WHAT YOU NEED TO DO:
Gather all lines from the material that contain "React".

STORED DATA:
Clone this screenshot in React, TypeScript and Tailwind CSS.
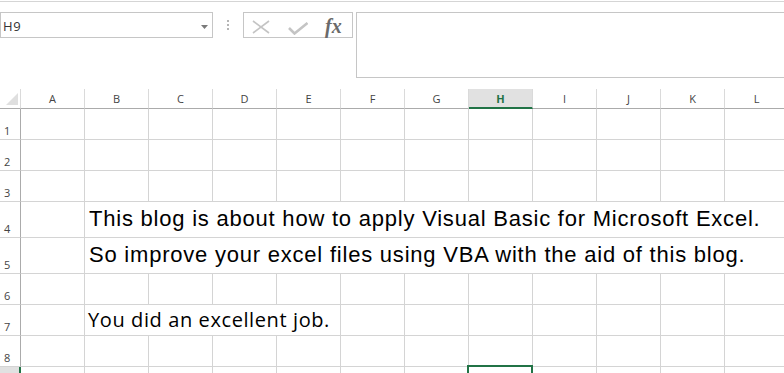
import React from 'react';

const COLS = ['A', 'B', 'C', 'D', 'E', 'F', 'G', 'H', 'I', 'J', 'K', 'L'];

function Cell() {
  return <div className="border-r border-b border-[#d4d4d4]" />;
}

function Empties({ count }: { count: number }) {
  return (
    <>
      {Array.from({ length: count }).map((_, i) => (
        <Cell key={i} />
      ))}
    </>
  );
}

function RowHead({ n }: { n: number }) {
  return (
    <div className="flex items-end border-b border-r border-b-[#d4d4d4] border-r-[#ababab] pb-[3px] pl-[4px] font-['Open_Sans',sans-serif] text-[11px] leading-[11px] text-[#444]">
      {n}
    </div>
  );
}

function ColHead({ label }: { label: string }) {
  if (label === 'H') {
    return (
      <div className="flex items-center justify-center border-b-2 border-r border-b-[#217346] border-r-[#dadada] bg-[#e1e1e1] pt-[1px] font-['Open_Sans',sans-serif] text-[11px] font-bold leading-none text-[#217346]">
        {label}
      </div>
    );
  }
  return (
    <div className="flex items-center justify-center border-b border-r border-b-[#ababab] border-r-[#dadada] font-['Open_Sans',sans-serif] text-[11px] leading-none text-[#444]">
      {label}
    </div>
  );
}

function TopBar() {
  return (
    <div className="h-[88px]">
      <div className="mt-px h-px bg-[#d5d5d5]" />
      <div className="mt-[10px] flex items-start">
        <div className="flex h-[26px] w-[213px] items-center justify-between border border-[#c6c6c6] pl-[2px] pr-[4px] pt-[2px]">
          <span className="font-['Open_Sans',sans-serif] text-[13px] leading-none tracking-[0.6px] text-[#333]">H9</span>
          <svg width="7" height="4" viewBox="0 0 7 4" className="mt-[1px]">
            <polygon points="0,0 7,0 3.5,4" fill="#7a7a7a" />
          </svg>
        </div>
        <div className="ml-[14px] mt-[8px] flex flex-col gap-[2px]">
          <div className="h-[2px] w-[2px] bg-[#b5b5b5]" />
          <div className="h-[2px] w-[2px] bg-[#b5b5b5]" />
          <div className="h-[2px] w-[2px] bg-[#b5b5b5]" />
        </div>
        <div className="ml-[14px] flex h-[26px] w-[110px] items-start border border-[#c6c6c6]">
          <svg width="18" height="14" viewBox="0 0 18 14" className="ml-[8px] mt-[7px]">
            <line x1="1" y1="1" x2="17" y2="13" stroke="#c4c4c4" strokeWidth="1.6" />
            <line x1="17" y1="1" x2="1" y2="13" stroke="#c4c4c4" strokeWidth="1.6" />
          </svg>
          <svg width="20" height="13" viewBox="0 0 20 13" className="ml-[18px] mt-[9px]">
            <polyline points="1,6 6.5,11.5 19.5,1" fill="none" stroke="#c4c4c4" strokeWidth="2.6" />
          </svg>
          <span className="ml-[17px] mt-[1px] font-['Liberation_Serif',serif] text-[20px] font-bold italic leading-[24px] text-[#6a6a6a]">
            fx
          </span>
        </div>
        <div className="ml-[3px] h-[66px] flex-1 border border-r-0 border-[#c6c6c6]" />
      </div>
    </div>
  );
}

const bigText = "col-span-11 flex items-end whitespace-nowrap border-b border-r border-[#d4d4d4] pb-[7px] pl-[4px] font-['Liberation_Sans',Arial,sans-serif] text-[22px] leading-[22px] tracking-[0.78px] text-black";

function Sheet() {
  return (
    <div className="h-[285px] w-[784px] overflow-hidden">
      <div className="grid w-[789px] grid-cols-[21px_repeat(12,64px)] grid-rows-[20px_31px_31px_31px_36px_36px_31px_31px_31px_31px]">
        {/* header */}
        <div className="flex items-end justify-end border-b border-r border-b-[#ababab] border-r-[#dadada] pb-[3px] pr-[2px]">
          <svg width="12" height="12" viewBox="0 0 12 12">
            <polygon points="12,0 12,12 0,12" fill="#dfdfdf" />
          </svg>
        </div>
        {COLS.map((c) => (
          <ColHead key={c} label={c} />
        ))}

        {/* rows 1-3 */}
        <RowHead n={1} />
        <Empties count={12} />
        <RowHead n={2} />
        <Empties count={12} />
        <RowHead n={3} />
        <Empties count={12} />

        {/* row 4 */}
        <RowHead n={4} />
        <Cell />
        <div className={bigText}>This blog is about how to apply Visual Basic for Microsoft Excel.</div>

        {/* row 5 */}
        <RowHead n={5} />
        <Cell />
        <div className={bigText}>So improve your excel files using VBA with the aid of this blog.</div>

        {/* row 6 */}
        <RowHead n={6} />
        <Empties count={12} />

        {/* row 7 */}
        <RowHead n={7} />
        <Cell />
        <div className="col-span-4 flex items-end whitespace-nowrap border-b border-r border-[#d4d4d4] pb-[5px] pl-[3px] font-['Open_Sans',sans-serif] text-[20px] leading-[20px] tracking-[0.6px] text-black">
          You did an excellent job.
        </div>
        <Empties count={7} />

        {/* row 8 */}
        <RowHead n={8} />
        <Empties count={12} />

        {/* row 9 (selected row, number below the visible area) */}
        <div className="border-b border-r-2 border-b-[#d4d4d4] border-r-[#217346] bg-[#e1e1e1]" />
        <Empties count={7} />
        <div className="relative border-b border-r border-[#d4d4d4]">
          <div className="absolute -left-[2px] -right-[1px] -top-[2px] h-[40px] border-2 border-[#217346]" />
        </div>
        <Empties count={4} />
      </div>
    </div>
  );
}

export default function App() {
  return (
    <div className="h-[373px] w-[784px] overflow-hidden bg-white">
      <TopBar />
      <Sheet />
    </div>
  );
}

SOLUTION FOR THIS PROBLEM:
Clone this screenshot in React, TypeScript and Tailwind CSS.
import React from 'react';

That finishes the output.